[Entries with page source code]

"""

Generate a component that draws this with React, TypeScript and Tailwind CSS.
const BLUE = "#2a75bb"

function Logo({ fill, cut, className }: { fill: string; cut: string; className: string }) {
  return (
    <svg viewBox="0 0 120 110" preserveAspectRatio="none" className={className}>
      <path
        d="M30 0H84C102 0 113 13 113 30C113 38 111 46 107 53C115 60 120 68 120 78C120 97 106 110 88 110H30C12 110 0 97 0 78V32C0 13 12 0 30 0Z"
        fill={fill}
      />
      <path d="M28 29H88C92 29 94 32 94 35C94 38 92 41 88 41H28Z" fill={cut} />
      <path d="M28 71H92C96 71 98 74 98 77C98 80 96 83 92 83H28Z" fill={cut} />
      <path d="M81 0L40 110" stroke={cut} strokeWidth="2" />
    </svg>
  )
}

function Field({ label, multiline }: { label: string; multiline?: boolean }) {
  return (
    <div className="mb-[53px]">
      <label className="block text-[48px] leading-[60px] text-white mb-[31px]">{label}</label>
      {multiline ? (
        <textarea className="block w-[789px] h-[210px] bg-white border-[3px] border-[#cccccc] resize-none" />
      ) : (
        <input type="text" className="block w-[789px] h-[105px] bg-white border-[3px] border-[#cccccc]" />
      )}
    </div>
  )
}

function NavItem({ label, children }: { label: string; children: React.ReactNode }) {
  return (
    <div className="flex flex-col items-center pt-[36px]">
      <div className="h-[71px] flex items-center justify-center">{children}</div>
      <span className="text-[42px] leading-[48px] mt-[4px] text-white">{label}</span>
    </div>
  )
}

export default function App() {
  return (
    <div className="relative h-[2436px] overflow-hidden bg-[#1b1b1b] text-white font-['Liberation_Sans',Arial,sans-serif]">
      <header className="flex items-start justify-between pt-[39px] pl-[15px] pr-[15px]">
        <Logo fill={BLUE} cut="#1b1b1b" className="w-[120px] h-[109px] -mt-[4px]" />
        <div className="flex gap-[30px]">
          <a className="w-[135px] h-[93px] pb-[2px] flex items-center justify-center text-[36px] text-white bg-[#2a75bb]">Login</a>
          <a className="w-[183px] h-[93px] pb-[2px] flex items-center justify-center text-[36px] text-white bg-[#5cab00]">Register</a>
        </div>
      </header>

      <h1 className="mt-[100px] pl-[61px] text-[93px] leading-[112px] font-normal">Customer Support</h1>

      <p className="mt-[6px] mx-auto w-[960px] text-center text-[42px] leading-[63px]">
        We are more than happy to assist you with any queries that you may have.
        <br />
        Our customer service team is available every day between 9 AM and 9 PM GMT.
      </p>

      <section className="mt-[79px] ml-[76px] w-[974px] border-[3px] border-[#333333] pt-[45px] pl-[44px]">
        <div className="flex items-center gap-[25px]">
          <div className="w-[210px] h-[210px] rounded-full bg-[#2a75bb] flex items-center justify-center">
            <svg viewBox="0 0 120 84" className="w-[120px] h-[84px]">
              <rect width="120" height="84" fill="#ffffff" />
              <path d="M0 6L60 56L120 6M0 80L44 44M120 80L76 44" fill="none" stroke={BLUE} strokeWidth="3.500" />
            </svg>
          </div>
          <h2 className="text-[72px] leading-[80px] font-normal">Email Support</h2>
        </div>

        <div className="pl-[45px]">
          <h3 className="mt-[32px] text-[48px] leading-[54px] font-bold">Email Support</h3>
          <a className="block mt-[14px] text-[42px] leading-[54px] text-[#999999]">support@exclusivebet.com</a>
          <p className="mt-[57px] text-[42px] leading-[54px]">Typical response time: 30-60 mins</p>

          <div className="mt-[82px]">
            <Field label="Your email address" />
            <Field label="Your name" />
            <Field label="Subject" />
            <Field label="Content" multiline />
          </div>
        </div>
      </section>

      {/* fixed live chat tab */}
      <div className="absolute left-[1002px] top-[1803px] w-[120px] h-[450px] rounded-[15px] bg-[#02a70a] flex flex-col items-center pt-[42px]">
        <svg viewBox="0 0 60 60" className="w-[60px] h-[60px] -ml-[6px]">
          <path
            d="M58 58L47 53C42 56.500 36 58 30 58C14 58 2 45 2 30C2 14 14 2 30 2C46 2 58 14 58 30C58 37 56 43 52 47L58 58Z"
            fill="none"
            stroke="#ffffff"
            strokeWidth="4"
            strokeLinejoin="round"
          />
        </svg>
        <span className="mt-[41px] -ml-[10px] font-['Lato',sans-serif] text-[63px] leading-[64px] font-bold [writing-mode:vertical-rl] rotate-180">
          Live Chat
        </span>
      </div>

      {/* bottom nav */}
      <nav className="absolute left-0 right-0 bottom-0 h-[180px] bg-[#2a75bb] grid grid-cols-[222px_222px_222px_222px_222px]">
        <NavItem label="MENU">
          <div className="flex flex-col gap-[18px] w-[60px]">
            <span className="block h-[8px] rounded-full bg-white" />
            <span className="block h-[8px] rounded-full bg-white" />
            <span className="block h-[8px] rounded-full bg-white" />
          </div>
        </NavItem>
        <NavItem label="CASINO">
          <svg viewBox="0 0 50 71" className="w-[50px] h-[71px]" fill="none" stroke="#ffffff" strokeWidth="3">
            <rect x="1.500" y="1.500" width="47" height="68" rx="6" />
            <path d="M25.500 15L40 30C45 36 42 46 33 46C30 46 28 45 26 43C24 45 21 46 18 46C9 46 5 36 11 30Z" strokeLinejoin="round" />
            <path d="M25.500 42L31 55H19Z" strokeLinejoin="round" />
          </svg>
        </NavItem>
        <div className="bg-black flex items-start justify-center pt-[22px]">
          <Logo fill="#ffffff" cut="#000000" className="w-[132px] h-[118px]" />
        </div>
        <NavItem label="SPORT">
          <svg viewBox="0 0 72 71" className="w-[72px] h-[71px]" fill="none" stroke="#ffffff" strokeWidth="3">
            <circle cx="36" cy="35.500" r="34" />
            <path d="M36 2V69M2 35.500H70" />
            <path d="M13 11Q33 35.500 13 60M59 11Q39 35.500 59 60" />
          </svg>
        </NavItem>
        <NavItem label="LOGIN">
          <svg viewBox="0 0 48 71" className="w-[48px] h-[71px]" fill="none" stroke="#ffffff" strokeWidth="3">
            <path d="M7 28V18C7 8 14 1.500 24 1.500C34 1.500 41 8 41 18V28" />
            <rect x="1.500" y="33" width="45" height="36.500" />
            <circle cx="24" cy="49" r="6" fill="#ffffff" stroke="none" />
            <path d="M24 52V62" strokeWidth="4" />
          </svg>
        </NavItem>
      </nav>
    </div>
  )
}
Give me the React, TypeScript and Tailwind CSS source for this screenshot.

"""

[THE REQUEST]:
Retype the listing above in full, with no alterations.

[RESPONSE TO THIS TASK]:
Generate a component that draws this with React, TypeScript and Tailwind CSS.
const BLUE = "#2a75bb"

function Logo({ fill, cut, className }: { fill: string; cut: string; className: string }) {
  return (
    <svg viewBox="0 0 120 110" preserveAspectRatio="none" className={className}>
      <path
        d="M30 0H84C102 0 113 13 113 30C113 38 111 46 107 53C115 60 120 68 120 78C120 97 106 110 88 110H30C12 110 0 97 0 78V32C0 13 12 0 30 0Z"
        fill={fill}
      />
      <path d="M28 29H88C92 29 94 32 94 35C94 38 92 41 88 41H28Z" fill={cut} />
      <path d="M28 71H92C96 71 98 74 98 77C98 80 96 83 92 83H28Z" fill={cut} />
      <path d="M81 0L40 110" stroke={cut} strokeWidth="2" />
    </svg>
  )
}

function Field({ label, multiline }: { label: string; multiline?: boolean }) {
  return (
    <div className="mb-[53px]">
      <label className="block text-[48px] leading-[60px] text-white mb-[31px]">{label}</label>
      {multiline ? (
        <textarea className="block w-[789px] h-[210px] bg-white border-[3px] border-[#cccccc] resize-none" />
      ) : (
        <input type="text" className="block w-[789px] h-[105px] bg-white border-[3px] border-[#cccccc]" />
      )}
    </div>
  )
}

function NavItem({ label, children }: { label: string; children: React.ReactNode }) {
  return (
    <div className="flex flex-col items-center pt-[36px]">
      <div className="h-[71px] flex items-center justify-center">{children}</div>
      <span className="text-[42px] leading-[48px] mt-[4px] text-white">{label}</span>
    </div>
  )
}

export default function App() {
  return (
    <div className="relative h-[2436px] overflow-hidden bg-[#1b1b1b] text-white font-['Liberation_Sans',Arial,sans-serif]">
      <header className="flex items-start justify-between pt-[39px] pl-[15px] pr-[15px]">
        <Logo fill={BLUE} cut="#1b1b1b" className="w-[120px] h-[109px] -mt-[4px]" />
        <div className="flex gap-[30px]">
          <a className="w-[135px] h-[93px] pb-[2px] flex items-center justify-center text-[36px] text-white bg-[#2a75bb]">Login</a>
          <a className="w-[183px] h-[93px] pb-[2px] flex items-center justify-center text-[36px] text-white bg-[#5cab00]">Register</a>
        </div>
      </header>

      <h1 className="mt-[100px] pl-[61px] text-[93px] leading-[112px] font-normal">Customer Support</h1>

      <p className="mt-[6px] mx-auto w-[960px] text-center text-[42px] leading-[63px]">
        We are more than happy to assist you with any queries that you may have.
        <br />
        Our customer service team is available every day between 9 AM and 9 PM GMT.
      </p>

      <section className="mt-[79px] ml-[76px] w-[974px] border-[3px] border-[#333333] pt-[45px] pl-[44px]">
        <div className="flex items-center gap-[25px]">
          <div className="w-[210px] h-[210px] rounded-full bg-[#2a75bb] flex items-center justify-center">
            <svg viewBox="0 0 120 84" className="w-[120px] h-[84px]">
              <rect width="120" height="84" fill="#ffffff" />
              <path d="M0 6L60 56L120 6M0 80L44 44M120 80L76 44" fill="none" stroke={BLUE} strokeWidth="3.500" />
            </svg>
          </div>
          <h2 className="text-[72px] leading-[80px] font-normal">Email Support</h2>
        </div>

        <div className="pl-[45px]">
          <h3 className="mt-[32px] text-[48px] leading-[54px] font-bold">Email Support</h3>
          <a className="block mt-[14px] text-[42px] leading-[54px] text-[#999999]">support@exclusivebet.com</a>
          <p className="mt-[57px] text-[42px] leading-[54px]">Typical response time: 30-60 mins</p>

          <div className="mt-[82px]">
            <Field label="Your email address" />
            <Field label="Your name" />
            <Field label="Subject" />
            <Field label="Content" multiline />
          </div>
        </div>
      </section>

      {/* fixed live chat tab */}
      <div className="absolute left-[1002px] top-[1803px] w-[120px] h-[450px] rounded-[15px] bg-[#02a70a] flex flex-col items-center pt-[42px]">
        <svg viewBox="0 0 60 60" className="w-[60px] h-[60px] -ml-[6px]">
          <path
            d="M58 58L47 53C42 56.500 36 58 30 58C14 58 2 45 2 30C2 14 14 2 30 2C46 2 58 14 58 30C58 37 56 43 52 47L58 58Z"
            fill="none"
            stroke="#ffffff"
            strokeWidth="4"
            strokeLinejoin="round"
          />
        </svg>
        <span className="mt-[41px] -ml-[10px] font-['Lato',sans-serif] text-[63px] leading-[64px] font-bold [writing-mode:vertical-rl] rotate-180">
          Live Chat
        </span>
      </div>

      {/* bottom nav */}
      <nav className="absolute left-0 right-0 bottom-0 h-[180px] bg-[#2a75bb] grid grid-cols-[222px_222px_222px_222px_222px]">
        <NavItem label="MENU">
          <div className="flex flex-col gap-[18px] w-[60px]">
            <span className="block h-[8px] rounded-full bg-white" />
            <span className="block h-[8px] rounded-full bg-white" />
            <span className="block h-[8px] rounded-full bg-white" />
          </div>
        </NavItem>
        <NavItem label="CASINO">
          <svg viewBox="0 0 50 71" className="w-[50px] h-[71px]" fill="none" stroke="#ffffff" strokeWidth="3">
            <rect x="1.500" y="1.500" width="47" height="68" rx="6" />
            <path d="M25.500 15L40 30C45 36 42 46 33 46C30 46 28 45 26 43C24 45 21 46 18 46C9 46 5 36 11 30Z" strokeLinejoin="round" />
            <path d="M25.500 42L31 55H19Z" strokeLinejoin="round" />
          </svg>
        </NavItem>
        <div className="bg-black flex items-start justify-center pt-[22px]">
          <Logo fill="#ffffff" cut="#000000" className="w-[132px] h-[118px]" />
        </div>
        <NavItem label="SPORT">
          <svg viewBox="0 0 72 71" className="w-[72px] h-[71px]" fill="none" stroke="#ffffff" strokeWidth="3">
            <circle cx="36" cy="35.500" r="34" />
            <path d="M36 2V69M2 35.500H70" />
            <path d="M13 11Q33 35.500 13 60M59 11Q39 35.500 59 60" />
          </svg>
        </NavItem>
        <NavItem label="LOGIN">
          <svg viewBox="0 0 48 71" className="w-[48px] h-[71px]" fill="none" stroke="#ffffff" strokeWidth="3">
            <path d="M7 28V18C7 8 14 1.500 24 1.500C34 1.500 41 8 41 18V28" />
            <rect x="1.500" y="33" width="45" height="36.500" />
            <circle cx="24" cy="49" r="6" fill="#ffffff" stroke="none" />
            <path d="M24 52V62" strokeWidth="4" />
          </svg>
        </NavItem>
      </nav>
    </div>
  )
}
Give me the React, TypeScript and Tailwind CSS source for this screenshot.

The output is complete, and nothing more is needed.